Dans le cadre du cyclotour des tiers-lieux d’Ile-de-France, transonore a pu découvrir le Shakirail. Un des derniers ateliers d’artistes abordables dans le centre de Paris et qui tente de faire vivre le quartier.
« Vous avez devant vous les deux seules salariées et la seule salle aux normes du Shakirail.« Dans une grande pièce blanche éclairée de néons et lasers, héritiers des soirées de l’été, Emma et Mathilde donnent le ton de ce quatrième cyclotour des tiers lieux d’Île-de-France. Face à elles, une trentaine de porteurs de projets, curieux et cyclistes participants débordent de questions. Un squat légal ? Un tiers-lieux ? Des ateliers d’artistes ? Un peu tout à la fois, répond Mathilde, la responsable du site, qui revendique surtout « un lieu indépendant et ouvert à toutes et tous ».

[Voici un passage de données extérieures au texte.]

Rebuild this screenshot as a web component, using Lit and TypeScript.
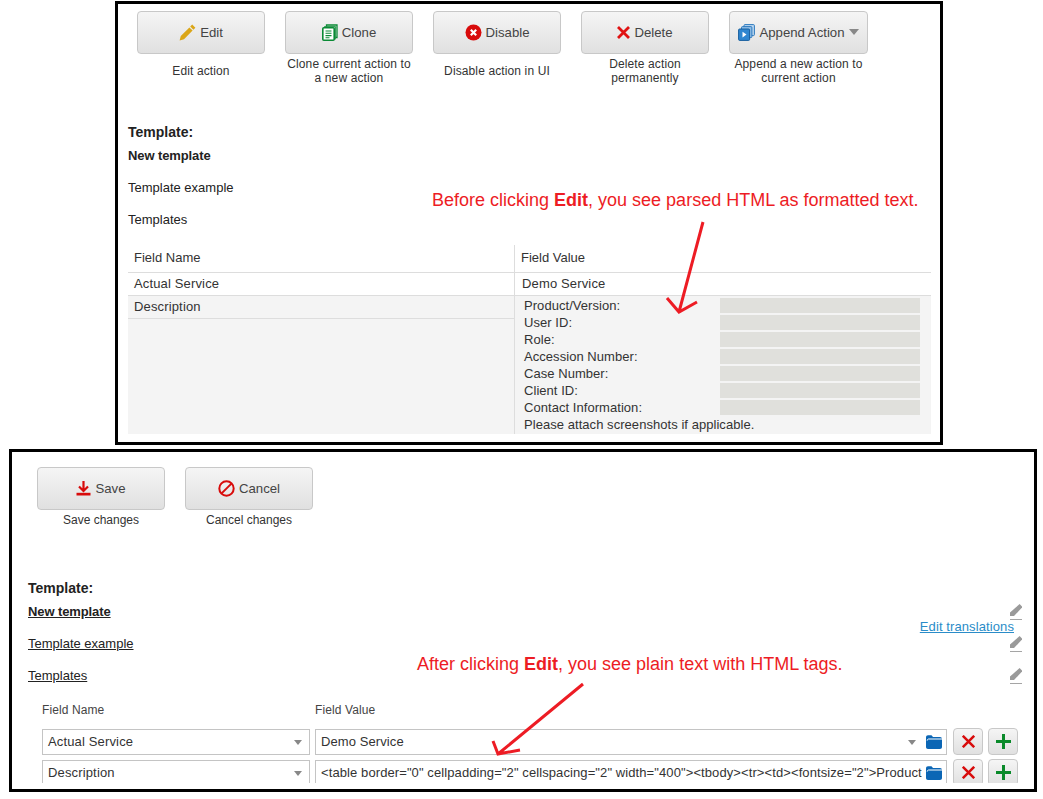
import { LitElement, html, css, svg } from "lit";
import { customElement } from "lit/decorators.js";

const icons: Record<string, any> = {
  edit: html`<svg width="17" height="17" viewBox="0 0 17 17"><path d="M13.2 .6l3.2 3.2-2 2-3.2-3.2zM10.4 3.4l3.2 3.2-8.6 8.6-4.4 1.2 1.2-4.4z" fill="#dba617"/></svg>`,
  clone: html`<svg width="16" height="17" viewBox="0 0 16 17"><path d="M4.5 2.5V1h10.5v12.5h-1.5" fill="none" stroke="#0a8a35" stroke-width="1.3"/><rect x="2.7" y="2.7" width="10.6" height="12.2" fill="none" stroke="#0a8a35" stroke-width="1"/><rect x=".8" y="3.8" width="11.4" height="12.4" rx="1" fill="#fff" stroke="#0a8a35" stroke-width="1.6"/><path d="M3.5 7h6M3.5 9.3h6M3.5 11.6h6M3.5 13.8h4" stroke="#0a8a35" stroke-width="1.1"/></svg>`,
  disable: html`<svg width="17" height="17" viewBox="0 0 17 17"><circle cx="8.5" cy="8.5" r="8" fill="#d80b0b"/><path d="M5.8 5.8l5.4 5.4M11.2 5.8l-5.4 5.4" stroke="#fff" stroke-width="2.2"/></svg>`,
  del: html`<svg width="13" height="13" viewBox="0 0 13 13"><path d="M1 1l11 11M12 1L1 12" stroke="#e01212" stroke-width="2.8"/></svg>`,
  append: html`<svg width="17" height="17" viewBox="0 0 17 17"><rect x="6" y=".6" width="10.4" height="11" rx="1" fill="#bcd7f0" stroke="#2c79bd"/><rect x="3.5" y="2.6" width="10.4" height="11" rx="1" fill="#8fbde6" stroke="#2c79bd"/><rect x=".6" y="5" width="11" height="11.4" rx="1" fill="#2f86d0" stroke="#175e9e"/><path d="M4.5 7.8l4 2.8-4 2.8z" fill="#fff"/></svg>`,
  save: html`<svg width="15" height="15" viewBox="0 0 15 15"><path d="M7.5 0v9M3 5.5l4.5 4.5L12 5.5" fill="none" stroke="#d80b0b" stroke-width="2.2"/><path d="M.5 11.8h14v2.7H.5z" fill="#d80b0b"/></svg>`,
  cancel: html`<svg width="17" height="17" viewBox="0 0 17 17"><circle cx="8.5" cy="8.5" r="7.2" fill="none" stroke="#d80b0b" stroke-width="2"/><path d="M3.6 13.4l9.8-9.8" stroke="#d80b0b" stroke-width="2"/></svg>`,
};

const pencil = html`<svg class="pencil" width="12" height="16" viewBox="0 0 12 16"><path d="M9.6 0L12 2.4v1.2L4 12H0v-3.6z" fill="#9a9a9a"/><path d="M0 15.5h12" stroke="#a5a5a5" stroke-width="1"/></svg>`;
const folder = html`<svg width="16" height="14" viewBox="0 0 16 14"><path d="M0 2.5C0 1 .8.3 2 .3h3.5L7 2h7c1.2 0 2 .7 2 2v8c0 1.2-.8 2-2 2H2c-1.2 0-2-.8-2-2z" fill="#0b66b5"/><path d="M1.2 5.6c0-1 .6-1.6 1.4-1.6H16" fill="none" stroke="#fff" stroke-width="1"/></svg>`;
const rowX = html`<svg width="13" height="13" viewBox="0 0 13 13"><path d="M.8 .8l11.4 11.4M12.2 .8L.8 12.2" stroke="#d80b0b" stroke-width="2.5"/></svg>`;
const rowPlus = html`<svg width="15" height="15" viewBox="0 0 15 15"><path d="M7.5 0v15M0 7.5h15" stroke="#0a8a2a" stroke-width="3"/></svg>`;
const overlayArrows = svg`
  <path d="M703 222L679 312M667 298L679 312L697 302" fill="none" stroke="#ed1c24" stroke-width="3"/>
  <path d="M583 684L498 754M493 741L498 754L520 750" fill="none" stroke="#ed1c24" stroke-width="3"/>`;

@customElement("app-root")
export class AppRoot extends LitElement {
  static styles = css`
    :host { display: block; position: relative; width: 1043px; height: 799px; background: #fff; overflow: hidden;
      font-family: "Liberation Sans", Arial, sans-serif; color: #333; font-size: 13px; }
    .page { display: flex; flex-direction: column; gap: 4px; padding-top: 1px; }
    .frame { border: 3px solid #000; box-sizing: border-box; background: #fff; }
    .top { margin-left: 115px; width: 828px; height: 444px; }
    .bottom { margin-left: 9px; width: 1028px; height: 343px; padding-bottom: 6px; }
    .clip { height: 100%; overflow: hidden; position: relative; }

    .actions { display: flex; gap: 20px; }
    .top .actions { padding: 7px 0 0 19px; }
    .bottom .actions { padding: 15px 0 0 25px; }
    .action { display: flex; flex-direction: column; width: 128px; }
    .action.wide { width: 139px; }
    .btn { height: 43px; box-sizing: border-box; border: 1px solid #c8c8c8; border-radius: 4px; padding-bottom: 1px;
      background: linear-gradient(#f5f5f5, #e0e0e0); display: flex; align-items: center; justify-content: center;
      gap: 4px; font-size: 13.2px; color: #444; }
    .btn .caret { width: 0; height: 0; border: 5px solid transparent; border-top: 6px solid #888; border-bottom: 0; }
    .hint { margin-top: 3px; font-size: 12px; line-height: 14px; text-align: center; color: #333; }
    .top .hint { min-height: 28px; display: flex; align-items: center; justify-content: center; letter-spacing: .12px; }

    .tpl-title { font-size: 14px; font-weight: bold; line-height: 14px; color: #222; margin-bottom: 1px; }
    .tpl-row { display: flex; justify-content: space-between; align-items: center; height: 32px; line-height: 32px; color: #222; }
    .tpl-row.strong { font-weight: bold; letter-spacing: -.1px; }
    .top .tpl { padding: 40px 0 0 10px; margin-bottom: 9px; }
    .bottom .tpl { position: relative; padding: 54px 12px 0 16px; margin-bottom: 11px; }
    .bottom .tpl-row span { text-decoration: underline; }
    .pencil { display: block; }
    .translations { position: absolute; right: 20px; top: 0; margin-top: 93px; color: #2a8cc8; text-decoration: underline; line-height: 14px; letter-spacing: .1px; }

    .grid { margin-left: 10px; width: 803px; display: grid; grid-template-columns: 386px 417px; line-height: 22px; }
    .cell { box-sizing: border-box; padding-left: 6px; letter-spacing: .15px; }
    .h { height: 28px; line-height: 25px; border-bottom: 1px solid #ddd; letter-spacing: 0; }
    .r { height: 23px; border-bottom: 1px solid #ddd; }
    .v { border-left: 1px solid #ddd; }
    .demo { padding-left: 7px; }
    .grey { background: #f4f4f4; height: 138px; }
    .namecell { padding: 0; }
    .name { padding-left: 6px; height: 23px; box-sizing: border-box; border-bottom: 1px solid #ddd; }
    .inner { display: grid; grid-template-columns: 196px 200px; grid-auto-rows: 15px; row-gap: 2px; padding: 2px 0 0 9px; line-height: 15px; letter-spacing: .05px; }
    .inner i { background: #e0e0dc; display: block; }
    .inner .full { grid-column: 1 / 3; }
    .valuecell { padding-left: 0; }
    .valuecell .inner { padding-left: 9px; }

    .fhead { display: flex; padding-left: 30px; font-size: 12px; line-height: 14px; letter-spacing: .1px; color: #444; margin-bottom: 11px; }
    .fhead span:first-child { width: 273px; }
    .frow { display: flex; align-items: flex-start; height: 27px; margin: 0 0 4px 16px; }
    .grip { width: 9px; height: 20px; margin: 4px 5px 0 0; flex: none;
      background-image: radial-gradient(#999 .5px, transparent .6px); background-size: 2px 2px; }
    .field { box-sizing: border-box; height: 26px; margin-top: 1px; border: 1px solid #c4c4c4; display: flex; align-items: center; flex: none; background: #fff; color: #333; white-space: nowrap; overflow: hidden; }
    .field > span:first-child { margin-bottom: 2px; }
    .select { width: 268px; padding: 0 5px; margin-right: 5px; letter-spacing: .15px; justify-content: space-between; }
    .input { width: 632px; padding: 0 4px 0 5px; margin-right: 6px; }
    .input .txt { flex: 1; overflow: hidden; letter-spacing: .095px; }
    .dn { width: 0; height: 0; border: 4.5px solid transparent; border-top: 5px solid #888; border-bottom: 0; flex: none; margin-right: 2px; }
    .input .dn { margin-right: 10px; }
    .sq { box-sizing: border-box; width: 30px; height: 27px; border: 1px solid #c8c8c8; border-radius: 4px; flex: none; margin-right: 5px;
      background: linear-gradient(#f5f5f5, #e0e0e0); display: flex; align-items: center; justify-content: center; }

    .overlay { position: absolute; left: 0; top: 0; pointer-events: none; }
    .note { position: absolute; color: #ed1c24; font-size: 18px; line-height: 20px; white-space: nowrap; }
    .n1 { left: 432px; top: 190px; }
    .n2 { left: 417px; top: 654px; }
  `;

  private action(icon: string, label: string, hint: string, wide = false) {
    return html`<div class="action ${wide ? "wide" : ""}">
      <div class="btn">${icons[icon]}<span>${label}</span>${wide ? html`<span class="caret"></span>` : ""}</div>
      <div class="hint"><span>${hint}</span></div>
    </div>`;
  }

  render() {
    const labels = ["Product/Version:", "User ID:", "Role:", "Accession Number:", "Case Number:", "Client ID:", "Contact Information:"];
    const code = `<table border="0" cellpadding="2" cellspacing="2" width="400"><tbody><tr><td><fontsize="2">Product`;
    return html`
      <div class="page">
        <section class="frame top">
          <div class="actions">
            ${this.action("edit", "Edit", "Edit action")}
            ${this.action("clone", "Clone", "Clone current action to a new action")}
            ${this.action("disable", "Disable", "Disable action in UI")}
            ${this.action("del", "Delete", "Delete action permanently")}
            ${this.action("append", "Append Action", "Append a new action to current action", true)}
          </div>
          <div class="tpl">
            <div class="tpl-title">Template:</div>
            <div class="tpl-row strong"><span>New template</span></div>
            <div class="tpl-row"><span>Template example</span></div>
            <div class="tpl-row"><span>Templates</span></div>
          </div>
          <div class="grid">
            <div class="cell h">Field Name</div>
            <div class="cell h v">Field Value</div>
            <div class="cell r">Actual Service</div>
            <div class="cell r v demo">Demo Service</div>
            <div class="cell grey namecell"><div class="name">Description</div></div>
            <div class="cell grey v valuecell">
              <div class="inner">
                ${labels.map((l) => html`<span>${l}</span><i></i>`)}
                <span class="full">Please attach screenshots if applicable.</span>
              </div>
            </div>
          </div>
        </section>
        <section class="frame bottom">
          <div class="clip">
            <div class="actions">
              ${this.action("save", "Save", "Save changes")}
              ${this.action("cancel", "Cancel", "Cancel changes")}
            </div>
            <div class="tpl">
              <div class="translations">Edit translations</div>
              <div class="tpl-title">Template:</div>
              <div class="tpl-row strong"><span>New template</span>${pencil}</div>
              <div class="tpl-row"><span>Template example</span>${pencil}</div>
              <div class="tpl-row"><span>Templates</span>${pencil}</div>
            </div>
            <div class="fhead"><span>Field Name</span><span>Field Value</span></div>
            <div class="frow">
              <div class="grip"></div>
              <div class="field select"><span>Actual Service</span><span class="dn"></span></div>
              <div class="field input"><span class="txt">Demo Service</span><span class="dn"></span>${folder}</div>
              <div class="sq">${rowX}</div><div class="sq">${rowPlus}</div>
            </div>
            <div class="frow">
              <div class="grip"></div>
              <div class="field select"><span>Description</span><span class="dn"></span></div>
              <div class="field input"><span class="txt">${code}</span>${folder}</div>
              <div class="sq">${rowX}</div><div class="sq">${rowPlus}</div>
            </div>
          </div>
        </section>
      </div>
      <svg class="overlay" width="1043" height="799">${overlayArrows}</svg>
      <div class="note n1">Before clicking <b>Edit</b>, you see parsed HTML as formatted text.</div>
      <div class="note n2">After clicking <b>Edit</b>, you see plain text with HTML tags.</div>
    `;
  }
}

À l’origine, ce grand bâtiment « pas franchement remarquable », qui borde les lignes de trains de la gare de l’Est, servait de local pour les cheminots. Abandonné et en friche, la SNCF craignait les risques d’intrusion, accentués par les problèmes de toxicomanie dans le quartier. Au début des années 2000, un cheminot-artiste y voit un énorme potentiel pour y installer des ateliers et propose alors à la compagnie ferroviaire de le céder à un collectif d’artistes. Treize ans plus tard, elle renouvelle toujours la convention d’occupation pour permettre à près de 80 artistes de bénéficier d’espaces de travail abordables en plein Paris.
Une opportunité unique pour les jeunes artistes à Paris
« Ici, vous pouvez louer un studio de musique pour 5€ de l’heure ou un studio de danse pour à peine 2,50€. À Paris, c’est très rare ! », appuie Mathilde.« Et en plus ce n’est pas du tout un loyer », ajoute Zeko, un artiste street art en résidence temporaire. Après un appel à projet, il a occupé pendant trois mois un espace de l’atelier et se réjouit d’avoir ainsi pu vivre sa première résidence. « Dans Paris, il n’y a pas beaucoup d’opportunités et pour avoir un atelier, tu payes vite 300€ le mois, alors qu’ici, il s’agit seulement d’une adhésion à l’association de 50€. » Seule contrepartie : une gouvernance commune qui entraîne parfois des réunions à rallonge.
Avec ces différents ateliers presque autogérés et ses couloirs remplis d’œuvres d’art en pagaille, le Shakirail revendique un certain esprit « squat ». « Mais contrairement aux bâtiments illégaux d’artistes où tu as toujours le risque de te faire voler ou de perdre ton matériel, il y a ici un vrai cadre bénéfique », compare Zeko. En voie de professionnalisation, le graffeur a pu s’exercer au tag, aussi bien sur toile que sur les murs de l’espace commun qui lui avait été alloué. Au moment de partir, il a tout repeint en blanc pour « laisser le coin aussi propre qu’à l’arrivée ».
Une succession d’ateliers aux allures d’expositions d’art
Pièces de céramiques empilées, vêtements en tout genre accrochés au mur, machines de toutes sortes… Tout autour, l’identité de chaque artiste s’exprime comme une exposition décousue et débordante. Il y a aussi bien des ateliers pour le travail du bois que de la bijouterie-joaillerie, des espaces de création théâtrale ou musicale que des jardins partagés. Un lieu modèle pour le collectif Curry-vavart qui a, en tout, aménagé et géré une quinzaine de lieux temporaires. « On bénéficie du quartier et on contribue aussi à valoriser son image », constate Mathilde, qui observe d’un mauvais œil le foisonnement tous azimuts de l’architecture temporaire, responsable parfois d’une certaine gentrification.
Pour rester un lieu ouvert sur le quartier, le Shakirail organise alors de nombreuses activités “hors les murs” avec des groupes scolaires ou d’habitants. Un comité de quartier vient par exemple de se constituer pour réfléchir collectivement aux usages possibles des bâtiments pour la collectivité. Ils auront en tout cas ce jour-là servi d’inspiration à la joyeuse troupe du cyclotour. À tel point qu’à la fin de la visite, le groupe, déjà en retard, peine à quitter les lieux, bloqué par une première pédale de vélo cassée.